The cation exchange capacity, or the ability of soil to store cations (positively charged particles) is highly dependent on the amount of clay and organic matter in the soil. Clay and organic matter contain predominantly negatively charged sites that attract cations. Applied nutrients such as ammonium nitrogen, potassium, calcium, and magnesium attach themselves to the negatively charged soil particles. This phenomenon is called cation exchange, and it allows the soil to be a reservoir for plant nutrients.
Before selecting a site for an orchard, consult a county soil map. Soil surveys are available at most Natural Resource Conservation Services offices in Pennsylvania. These publications are valuable in determining if your particular site has the detailed requirements for a long-term viable orchard operation. A more detailed site evaluation is probably warranted, and we recommend that a backhoe be used to dig holes 5 to 7 feet deep so that the soil profile can be examined. A test similar to a percolation test used for installing septic systems may also be advisable where internal soil drainage is questionable. Poorly drained soils often have horizontal layers of light-colored material.
Although pH and fertility are often considered important factors for orchard soils, internal soil drainage is actually the most important. Soil fertility can often be corrected by applying fertilizer or by increasing the level of organic matter in the soil. Soil pH can be corrected and is not usually a limiting factor unless a site is highly acid. In this case only the plow layer depth can be corrected with applications of lime.
The best soil is a well-drained loam a minimum of 3-4 feet deep. Good drainage, however, should take preference over depth. In Figure 1-1, soils at site B are most likely to be the shallowest because of erosion, while those at site D tend to be the richest. Soil fertility should be medium to low. Overly fertile soils can lead to excessive tree growth at the expense of fruit production. It is easier to add fertilizer to increase tree vigor than to try reducing vigor. Fruit trees grow well in soil with a pH of 6.0 to 6.5. Higher or lower levels can cause nutrient deficiencies.
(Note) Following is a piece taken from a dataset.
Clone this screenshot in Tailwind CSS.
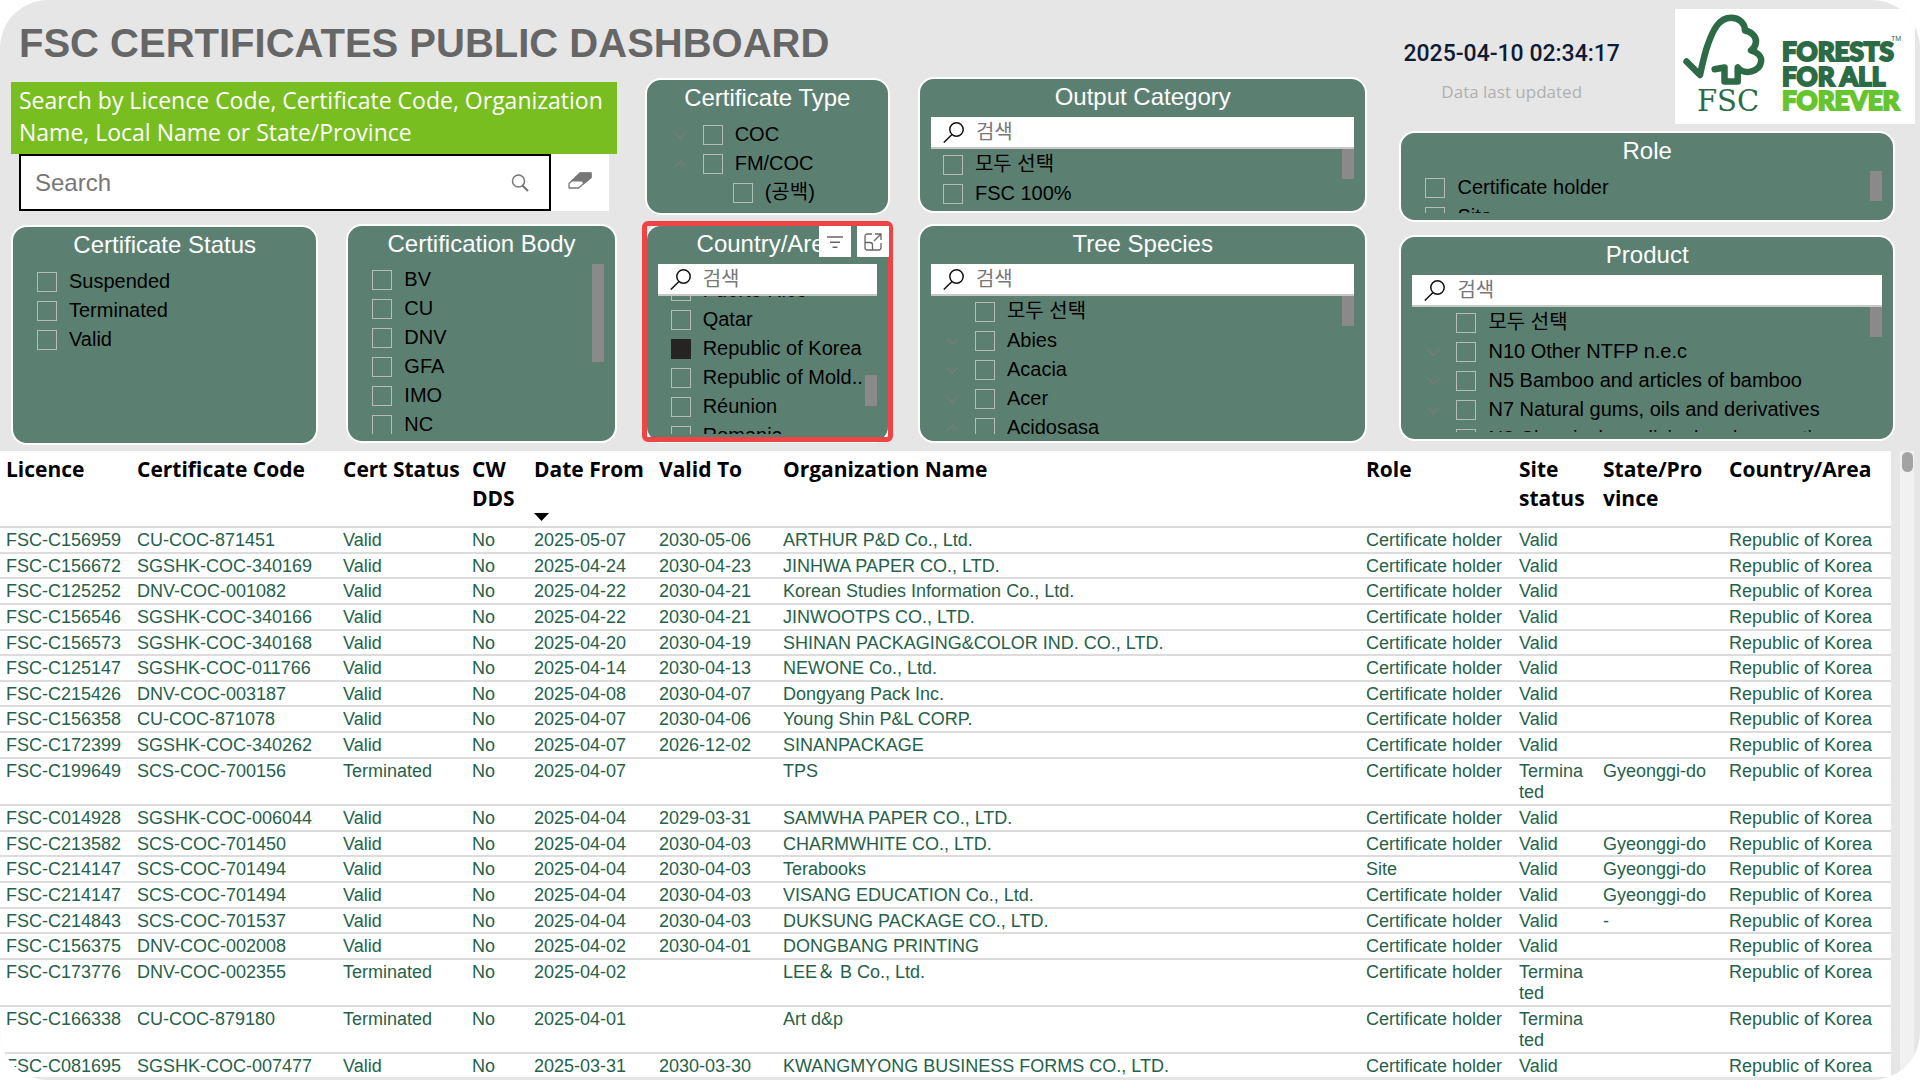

Once you have selected a site, you must prepare it. If you are replacing an existing orchard, particularly a stone fruit orchard, it is important to take a nematode test before the old trees are removed to determine the need for fumigation. Next, take a soil test to determine soil fertility. If you are replacing an existing orchard or clearing the land for a new one, take the soil sample after removing the trees and as many of the roots as possible. An initial plowing and leveling should also be done before taking the soil sample. In this way, any subsoil that comes to the surface can be thoroughly mixed.
If the site has been open pasture or field cropland, be sure to take a nematode sample. For more information on nematode management, see Nematode Problems in Deciduous Fruit Trees in Part II. Examine the field for the presence of perennial weeds before working the ground. If multiflora rose, thistle, poison ivy, or hackberry are in the field, they should be treated in the summer or fall with glyphosate. If the problem weeds have been established for a number of years, controlling them will require two or three treatments of glyphosate. It is best to subsoil as deeply as possible. Running a deep shank in two directions across the field will break up any existing hardpans.
Plow down any stubble left from the field crop in late summer to increase soil organic matter. After the field crop has been plowed down, take a soil test before doing the final discing and leveling. Incorporate any needed amendments, such as lime, phosphorus, or potassium.
Orchard sod should be planted the fall before trees are planted. The grass cover traditionally used is Kentucky-31 tall fescue. It establishes itself rapidly and is a durable cover crop, although it does require frequent mowing during the growing season. The ideal time to plant seed is mid-August to late September. Seed the grass at a rate of 20-40 pounds per acre.